Side-note: If you never saw it, and you didn't, go find, at a library or on streaming, the James Gandolfini/Julia Louis-Dreyfus movie "Enough Said." It's that rare thing, an adult comedy for and about middle-aged adults, warts and all. It will make you want to go put flowers on Gandolfini's grave.

The World Trade Center's twin towers appear in "The Sopranos" opening credits. Bill Clinton was president. There are references to the Lewinski scandal. Computers in the show are the size of dorm refrigerators. You have to pull up the antenna on your cell phone to take a call. 

Corrupt and violent as they are, the mobsters, raised in the Catholic church, live by very defined rules. In one episode they even take a jab against "moral relativism," against the idea that good and bad can be more than just black and white. Mobsters don't like shades of grey. Audiences love them. Ask Aristophanes. Dig him up. Go ahead, I'll wait. 

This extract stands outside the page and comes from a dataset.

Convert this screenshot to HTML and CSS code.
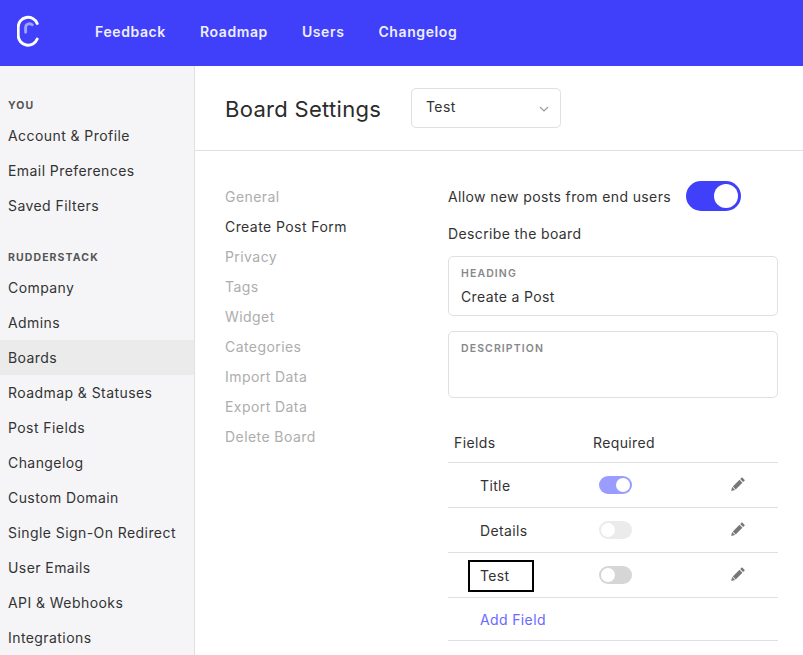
FILE: index.html
```html
<!DOCTYPE html>
<html lang="en">
<head>
<meta charset="utf-8">
<title>Board Settings</title>
<link rel="stylesheet" href="styles.css">
</head>
<body>
<div class="page">
  <header class="topbar">
    <svg class="logo" width="24" height="32" viewBox="0 0 24 32" fill="none">
      <path d="M20.2 8.5A9.85 9.85 0 0 0 1.2 12.15V20.55A9.85 9.85 0 0 0 20.2 24" stroke="#fff" stroke-width="2.9" stroke-linecap="round"/>
      <path d="M8.600 17.200V12.500A3.900 3.900 0 0 1 15.200 9.800" stroke="#a3a3ff" stroke-width="2.900" stroke-linecap="round"/>
    </svg>
    <nav class="topnav">
      <a>Feedback</a><a>Roadmap</a><a>Users</a><a>Changelog</a>
    </nav>
  </header>
  <div class="body">
    <aside class="sidebar">
      <div class="side-label">YOU</div>
      <a class="side-item">Account &amp; Profile</a>
      <a class="side-item">Email Preferences</a>
      <a class="side-item">Saved Filters</a>
      <div class="side-label side-label-2">RUDDERSTACK</div>
      <a class="side-item">Company</a>
      <a class="side-item">Admins</a>
      <a class="side-item active">Boards</a>
      <a class="side-item">Roadmap &amp; Statuses</a>
      <a class="side-item">Post Fields</a>
      <a class="side-item">Changelog</a>
      <a class="side-item">Custom Domain</a>
      <a class="side-item">Single Sign-On Redirect</a>
      <a class="side-item">User Emails</a>
      <a class="side-item">API &amp; Webhooks</a>
      <a class="side-item">Integrations</a>
    </aside>
    <main class="main">
      <div class="title-row">
        <h1 class="title">Board Settings</h1>
        <div class="select">
          <span>Test</span>
          <svg width="10" height="6" viewBox="0 0 10 6" fill="none"><path d="M1 1l4 4 4-4" stroke="#9a9a9a" stroke-width="1.2"/></svg>
        </div>
      </div>
      <div class="content">
        <nav class="subnav">
          <a>General</a>
          <a class="current">Create Post Form</a>
          <a>Privacy</a>
          <a>Tags</a>
          <a>Widget</a>
          <a>Categories</a>
          <a>Import Data</a>
          <a>Export Data</a>
          <a>Delete Board</a>
        </nav>
        <section class="form">
          <div class="allow">
            <span>Allow new posts from end users</span>
            <span class="toggle big"><i></i></span>
          </div>
          <div class="describe">Describe the board</div>
          <div class="box heading-box">
            <div class="box-label">HEADING</div>
            <div class="box-value">Create a Post</div>
          </div>
          <div class="box desc-box">
            <div class="box-label">DESCRIPTION</div>
          </div>
          <div class="fields-head">
            <span class="col-name">Fields</span>
            <span class="col-req">Required</span>
          </div>
          <div class="field">
            <span class="field-name">Title</span>
            <span class="toggle small on"><i></i></span>
            <svg class="pencil" width="14" height="14" viewBox="0 0 14 14"><path d="M11 .3l2.900 2.900-1.800 1.800-2.900-2.900zM8.500 2.800l2.900 2.900-6.700 6.700-2.900-2.900zM1.100 10l3 3-3.900.9z" fill="#777"/></svg>
          </div>
          <div class="field">
            <span class="field-name">Details</span>
            <span class="toggle small off-light"><i></i></span>
            <svg class="pencil" width="14" height="14" viewBox="0 0 14 14"><path d="M11 .3l2.900 2.900-1.800 1.800-2.900-2.900zM8.500 2.800l2.900 2.900-6.700 6.700-2.900-2.900zM1.100 10l3 3-3.900.9z" fill="#777"/></svg>
          </div>
          <div class="field">
            <span class="field-name outlined">Test</span>
            <span class="toggle small off"><i></i></span>
            <svg class="pencil" width="14" height="14" viewBox="0 0 14 14"><path d="M11 .3l2.900 2.900-1.800 1.800-2.900-2.900zM8.500 2.800l2.900 2.900-6.700 6.700-2.900-2.900zM1.100 10l3 3-3.900.9z" fill="#777"/></svg>
          </div>
          <div class="add-row"><a>Add Field</a></div>
        </section>
      </div>
    </main>
  </div>
</div>
</body>
</html>
```
FILE: styles.css
```css
* { box-sizing: border-box; }
html, body { margin: 0; height: 100%; overflow: hidden; }
body { font-family: Inter, "Liberation Sans", sans-serif; font-size: 14px; letter-spacing: 0.43px; color: #333; background: #fff; }
.page { height: 655px; display: flex; flex-direction: column; overflow: hidden; }
.topbar { height: 66px; flex: none; background: #4040fb; display: flex; align-items: center; padding-left: 17px; }
.logo { display: block; margin-top: -4px; }
.topnav { display: flex; gap: 34px; margin-left: 54px; margin-top: -3px; }
.topnav a { color: #eeeeff; font-weight: 600; font-size: 14px; letter-spacing: 0.6px; }
.body { flex: 1; display: flex; min-height: 0; }
.sidebar { width: 195px; flex: none; background: #f5f5f7; border-right: 1px solid #e0e0e0; padding-top: 33px; overflow: hidden; }
.side-label { height: 19px; line-height: 14px; padding-left: 8px; font-size: 10.5px; font-weight: 700; letter-spacing: 1.1px; color: #555; }
.side-label-2 { margin-top: 28px; height: 19px; }
.side-item { display: block; height: 35px; line-height: 35px; padding-left: 8px; font-size: 14px; color: #333; white-space: nowrap; }
.side-item.active { background: #ebebeb; }
.main { flex: 1; min-width: 0; }
.title-row { height: 85px; border-bottom: 1px solid #e0e0e0; display: flex; align-items: flex-start; padding: 22px 0 0 30px; }
.title { margin: 8px 0 0; font-size: 22px; font-weight: 400; line-height: 26px; letter-spacing: 0.3px; color: #2b2b2b; width: 186px; white-space: nowrap; }
.select { width: 150px; height: 40px; border: 1px solid #e0e0e0; border-radius: 5px; display: flex; align-items: center; justify-content: space-between; padding: 0 11px 0 14px; }
.select span { margin-bottom: 4px; }
.select svg { margin-top: 2px; }
.content { display: flex; padding: 30px 25px 0 30px; }
.subnav { width: 223px; flex: none; display: flex; flex-direction: column; margin-top: 1px; }
.subnav a { height: 30px; line-height: 30px; color: #adadad; font-size: 14px; }
.subnav a.current { color: #333; }
.form { width: 330px; flex: none; letter-spacing: 0.37px; }
.allow { display: flex; align-items: center; height: 30px; gap: 15px; }
.toggle { display: inline-flex; align-items: center; border-radius: 20px; flex: none; }
.toggle i { display: block; border-radius: 50%; background: #fff; }
.toggle.big { width: 55px; height: 30px; background: #4040fb; justify-content: flex-end; padding: 3px; }
.toggle.big i { width: 24px; height: 24px; }
.toggle.small { width: 33px; height: 18px; padding: 2px; }
.toggle.small i { width: 14px; height: 14px; }
.toggle.on { background: #9a9cff; justify-content: flex-end; }
.toggle.off-light { background: #ebebeb; }
.toggle.off { background: #d6d6d6; }
.describe { margin-top: 11px; height: 23px; line-height: 23px; }
.box { border: 1px solid #e0e0e0; border-radius: 5px; padding: 11px 12px 0; }
.heading-box { margin-top: 11px; height: 60px; }
.desc-box { margin-top: 15px; height: 67px; }
.box-label { font-size: 10.5px; font-weight: 600; letter-spacing: 1.1px; color: #888; line-height: 12px; }
.box-value { margin-top: 7px; line-height: 20px; }
.fields-head { margin-top: 24px; height: 41px; display: flex; align-items: center; border-bottom: 1px solid #e0e0e0; padding: 0 0 0 6px; }
.col-name { width: 139px; }
.field { height: 45px; display: flex; align-items: center; border-bottom: 1px solid #e0e0e0; }
.field-name { width: 151px; padding-left: 32px; }
.field-name.outlined { border: 2px solid #000; margin: 1px 65px 0 20px; padding-left: 10px; width: 66px; height: 32px; line-height: 28px; }
.field .toggle { margin-top: -1px; }
.pencil { margin-left: 99px; margin-top: -3px; }
.add-row { height: 43px; display: flex; align-items: center; padding-left: 32px; border-bottom: 1px solid #e0e0e0; }
.add-row a { color: #6a6aff; }
```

I love the mob lexicon. You can ice a guy, or burn him, or even clip him, and he's still just as dead. 

Butt-legging is bootlegging untaxed cigarettes. 

To "come heavy" is to pack heat. 

I had long heard of being "on the lam," but I never knew it was a verb, that you could "lam it," most typically to Boca Raton. 

"Spring cleaning" means getting rid of evidence.

A jamook is a loser, an idiot, who may even be

Oobatz: crazy.

I am only one season in, and of course I know about the iconic final moment of the series, since that was so widely discussed at the time it even reached a non-viewer like me. Knowing I have 60 more hours to watch, many weeks or months, is daunting. How many bees will have been killed by pesticides in that time? How many glaciers melted? Couldn't I spend that time more productively for the world? 

Maybe one season is enough. I got the flavor of the thing. Sixty hours is probably oobatz. Besides, it's summertime, and I never did get around to "Outlander."